SANTA ANA, Calif. (Legal Newsline) - A California apartment complex may have to defend itself in a lawsuit over claims of false advertising and allowing the property to be littered with dog feces and used condoms after an appeals court reversed a judge’s refusal to certify a class action by disgruntled former tenants.
The Arbors at California Oaks Luxury Apartments is accused of advertising itself as “a safe, habitable, and luxurious place to live,” when plaintiffs say the complex was an uninhabitable mess with overflowing garbage dumpsters, rats and no security patrols. They also accuse the management company of pilfering damage deposits by charging tenants for damage that was present when they moved in.
“The pools are dirty, and the fitness equipment is broken,” plaintiffs stated in a class action seeking more than $25 million in damages. “The complex is unsafe for tenants, especially children, and does not deliver on its material promises.”
A trial court rejected plaintiff lawyers’ request to certify the case as a class action, saying individual questions predominate. More than 1,000 leases were signed during the proposed class period, the trial judge concluded, and every tenant might have a different impression of whether the complex lived up to its advertising or whether they received fair value for their rent. The complex also presented evidence from an employee suggesting some plaintiffs never lived at the complex and others falsely claimed their apartments were damaged when they moved in to avoid losing their deposit on move-out.
The Fourth Appellate District Court of Appeals reversed the decision, ruling the judge erred in multiple ways. The appellate ruling didn’t go as far as ordering a class to be certified, saying the trial judge still must decide if the class is large enough and the identity of class members can be ascertained. But in what could be the first published opinion on the issue in California state court, the appeals court said questions such as the habitability of an apartment complex’s common areas, the truthfulness of advertising and damage deposit policies may be eligible for class treatment.
The 42-page decision published April 6 cites numerous accounts by former tenants about alleged unsafe an unsanitary conditions while they lived at the complex. A plaintiff named Zachary declared “there were regularly dog droppings left near pool A. I often saw a family of skunks near pool A.” Cetta said “dog poop was littered throughout the complex. You had to always pay attention to where you walked.” Another plaintiff said dumpsters went from being emptied several times a week to once a week or less.

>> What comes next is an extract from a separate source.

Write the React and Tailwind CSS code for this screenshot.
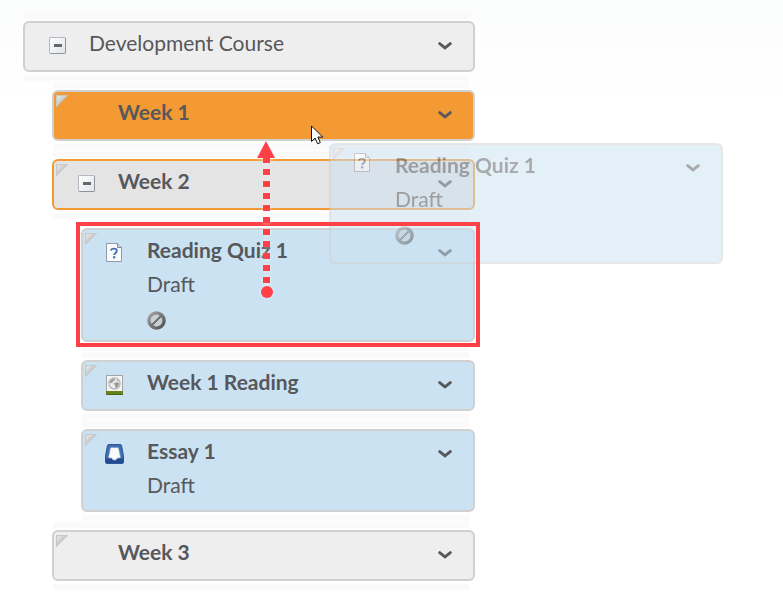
import React from "react";

const course = {
  title: "Development Course",
  tone: "gray",
  root: true,
  expandable: true,
  children: [
    { title: "Week 1", tone: "orange" },
    {
      title: "Week 2",
      tone: "target",
      expandable: true,
      children: [
        { title: "Reading Quiz 1", tone: "blue", icon: "quiz", status: "Draft", hidden: true, selected: true },
        { title: "Week 1 Reading", tone: "blue", icon: "reading" },
        { title: "Essay 1", tone: "blue", icon: "essay", status: "Draft" },
      ],
    },
    { title: "Week 3", tone: "gray" },
  ],
};

const tones = {
  gray: "border-[#d0d0d0] bg-[#eeeeee]",
  orange: "border-[#d0d0d0] bg-[#f39a34]",
  target: "border-[#f39a34] bg-[#e4e4e4]",
  blue: "border-[#d0d0d0] bg-[#cbe2f2]",
};

const QuizIcon = () => (
  <svg width="16" height="19" viewBox="0 0 16 19" aria-hidden="true">
    <path d="M.5.5h11l4 4v14H.5z" fill="#fafbfd" stroke="#929aaa" />
    <path d="M11.5.5v4h4" fill="#d6d9e0" stroke="#7d8493" />
    <path d="M5 7.7C5.2 6 6.5 5.6 7.9 5.6c1.7 0 2.9.8 2.9 2.3 0 2.1-2.6 2-2.6 4.2" fill="none" stroke="#4870ad" strokeWidth="1.9" />
    <rect x="7.1" y="13.2" width="2.2" height="2.2" fill="#4870ad" />
  </svg>
);

const ReadingIcon = () => (
  <svg width="17" height="20" viewBox="0 0 17 20" aria-hidden="true">
    <rect x=".5" y=".5" width="16" height="17" fill="#f4f4f4" stroke="#a5a5a5" />
    <circle cx="8.5" cy="8.5" r="5.6" fill="#ececec" stroke="#b2b2b2" strokeWidth="1.2" />
    <path d="M4 6 7 3.400l2.200.8-.8 1.600-2 .9.4 1.300-1.600.3-1.700-.8z" fill="#a0a0a0" />
    <path d="m8.200 8 2.800-.8 2.200 1.200-.8 2.400-2.200 2.200-1.200-.5.4-2-1.200-1.200z" fill="#979797" />
    <path d="m10.800 4.200 1.900 1.400-.6.9-1.400-.6z" fill="#b0b0b0" />
    <rect y="16" width="17" height="4" fill="#66821c" />
    <path d="M0 19.500h17" stroke="#4c660d" />
  </svg>
);

const EssayIcon = () => (
  <svg width="19" height="20" viewBox="0 0 19 20" aria-hidden="true">
    <path d="M4 .5h11q1.300 0 1.600 1.300L18.500 12v6q0 1.500-1.500 1.500H2Q.5 19.500.5 18v-6L2.400 1.800Q2.700.5 4 .5z" fill="#3f6eb3" stroke="#2a559a" />
    <path d="M1 14.500h17V18q0 1-1 1H2q-1 0-1-1z" fill="#234b8e" />
    <path d="M6.500 3.500h6q1 0 1.200 1L15.500 13q0 1-1 1h-2l-1.500 2H8l-1.500-2h-2q-1 0-1-1l1.800-8.500q.2-1 1.200-1z" fill="#fafafa" stroke="#7d9fd0" strokeWidth=".7" />
  </svg>
);

const HiddenIcon = () => (
  <svg width="19" height="19" viewBox="0 0 19 19" role="img" aria-label="Hidden">
    <defs>
      <linearGradient id="hiddenRing" x1="0" y1="0" x2="1" y2="1">
        <stop offset="0" stopColor="#a5a5a5" />
        <stop offset="1" stopColor="#505050" />
      </linearGradient>
    </defs>
    <circle cx="9.500" cy="9.500" r="7.600" fill="#c8d1d8" stroke="url(#hiddenRing)" strokeWidth="3.400" />
    <path d="M4.500 14.500l10-10" stroke="#747474" strokeWidth="3.400" />
    <path d="M4.600 12.200l7.600-7.600M6.800 14.400l7.600-7.600" stroke="#dce5eb" strokeWidth="1" />
  </svg>
);

const icons = { quiz: QuizIcon, reading: ReadingIcon, essay: EssayIcon };

const Corner = () => (
  <svg className="absolute left-[2px] top-[3px]" width="12" height="12" viewBox="0 0 12 12" aria-hidden="true">
    <defs>
      <linearGradient id="corner" x1="0" y1="0" x2=".5" y2=".5">
        <stop offset="0" stopColor="#d2d2d2" />
        <stop offset=".4" stopColor="#e2e2e2" />
        <stop offset="1" stopColor="#c4c4c4" />
      </linearGradient>
    </defs>
    <path d="M0 0h12.500L0 12.500z" fill="url(#corner)" />
    <path d="M0 .5h12M.5 0v12" stroke="#c8c8c8" />
  </svg>
);

const Toggle = ({ label }) => (
  <button
    type="button"
    aria-label={`Collapse ${label}`}
    className="flex h-[17px] w-[17px] items-center justify-center rounded-xs border border-[#b4b8c2] border-r-[#8f939e] border-b-[#8f939e] bg-linear-to-br from-white to-[#e2e4ea]"
  >
    <span className="h-[3px] w-2 bg-[#65686c]" />
  </button>
);

const Card = ({ item, className = "pb-[10px]", iconClassName = "pt-[11px]" }) => {
  const Icon = icons[item.icon];
  return (
    <div className={`relative flex rounded-md border-2 pt-[3px] ${tones[item.tone]} ${className}`}>
      {!item.root && <Corner />}
      <div className={`flex w-16 shrink-0 justify-start pl-6 ${iconClassName}`}>
        {item.expandable && <Toggle label={item.title} />}
        {Icon && (
          <span className="-ml-1 flex h-[17px] w-[22px] items-center justify-center">
            <Icon />
          </span>
        )}
      </div>
      <div className="min-w-0 flex-1 text-[21px] leading-[34px] text-[#56585b]">
        <h2 className={item.root ? "font-normal" : "font-bold"}>{item.title}</h2>
        {item.status && <p className="h-8">{item.status}</p>}
        {item.hidden && (
          <div className="flex h-[31px] items-end">
            <HiddenIcon />
          </div>
        )}
      </div>
      <button
        type="button"
        aria-label={`Actions for ${item.title}`}
        className="mr-4 mt-1.5 flex h-7 w-6 shrink-0 items-center justify-center text-[#56585b]"
      >
        <svg width="14" height="8" viewBox="0 0 14 8" fill="none" aria-hidden="true">
          <path d="M1.700 1.600 7 5.800l5.300-4.200" stroke="currentColor" strokeWidth="2.900" strokeLinecap="round" />
        </svg>
      </button>
    </div>
  );
};

const DragArrow = () => (
  <svg
    className="absolute left-[172px] top-[-87px] z-20 drop-shadow-[0_0_2px_rgba(255,255,255,0.6)]"
    width="26"
    height="160"
    viewBox="0 0 26 160"
    aria-hidden="true"
  >
    <path d="M13.500 16v128" stroke="#fd4146" strokeWidth="7" strokeDasharray="6 6" />
    <path d="M13 0l9 17H4z" fill="#fd4146" />
    <circle cx="14" cy="151" r="6" fill="#fd4146" />
  </svg>
);

const Strip = () => <div className="ml-px mr-[6px] h-[6px] bg-[#fafafa]" />;

const TreeItem = ({ item }) => (
  <li>
    <div className="mb-px">
      <Strip />
      <div className="relative mt-[2px] mb-[3px]">
        <Card item={item} />
        {item.selected && (
          <>
            <div className="absolute -inset-x-[5px] -top-[6px] -bottom-[5px] z-20 border-4 border-[#fd4146]" />
            <DragArrow />
          </>
        )}
      </div>
      <Strip />
    </div>
    {item.children && (
      <ul className="pl-[29px]">
        {item.children.map((child) => (
          <TreeItem key={child.title} item={child} />
        ))}
      </ul>
    )}
  </li>
);

const App = () => {
  const dragged = { title: "Reading Quiz 1", tone: "blue", icon: "quiz", status: "Draft", hidden: true };

  return (
    <main className="relative min-h-screen bg-linear-to-b from-[#fbfcfc] to-white to-[100px] pt-[13px] pl-[23px] font-[Lato,sans-serif]">
      <ul className="w-full max-w-[452px]">
        <TreeItem item={course} />
      </ul>

      {/* Item being dragged */}
      <div className="absolute left-[329px] top-[143px] z-10 w-[394px] opacity-50">
        <Card item={dragged} className="pb-[17px]" iconClassName="pt-1.5" />
      </div>

      {/* Mouse pointer */}
      <svg className="absolute left-[311px] top-[125px] z-30" width="13" height="20" viewBox="0 0 13 20" aria-hidden="true">
        <path d="M.5 1v15.500l3.600-3.400 2.500 5.700 2.700-1.200-2.400-5.500h4.900z" fill="#fff" stroke="#111" />
      </svg>
    </main>
  );
};

export default App;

“In nearly every declaration, the declarants cited a combination of dog feces, trash, and pests in the common areas,” the appeals court noted. These are “common questions of fact because the condition of the dumpsters and the grounds is not an individualized issue—it is the same for everyone.”
The trial court also refused to certify a class because the plaintiffs didn’t present evidence of a single company policy to withhold damage deposits. The complex owner could respond to each claim by presenting evidence to offset the value of the deposit, the judge wrote, meaning these deposit-deduction inquiries would be highly individualized.”
The appeals court said that went too far into the merits of the claims, when class certification is only concerned with whether liability can be determined on a classwide basis. If the case goes to trial, the appeals court ruled, “defendants have options for proving the reasonableness of their deductions.”
The court awarded costs to the plaintiffs and remanded the case to Riverside County court to consider whether it meets requirements for numerosity and ascertainability, or identifying who belongs to the class.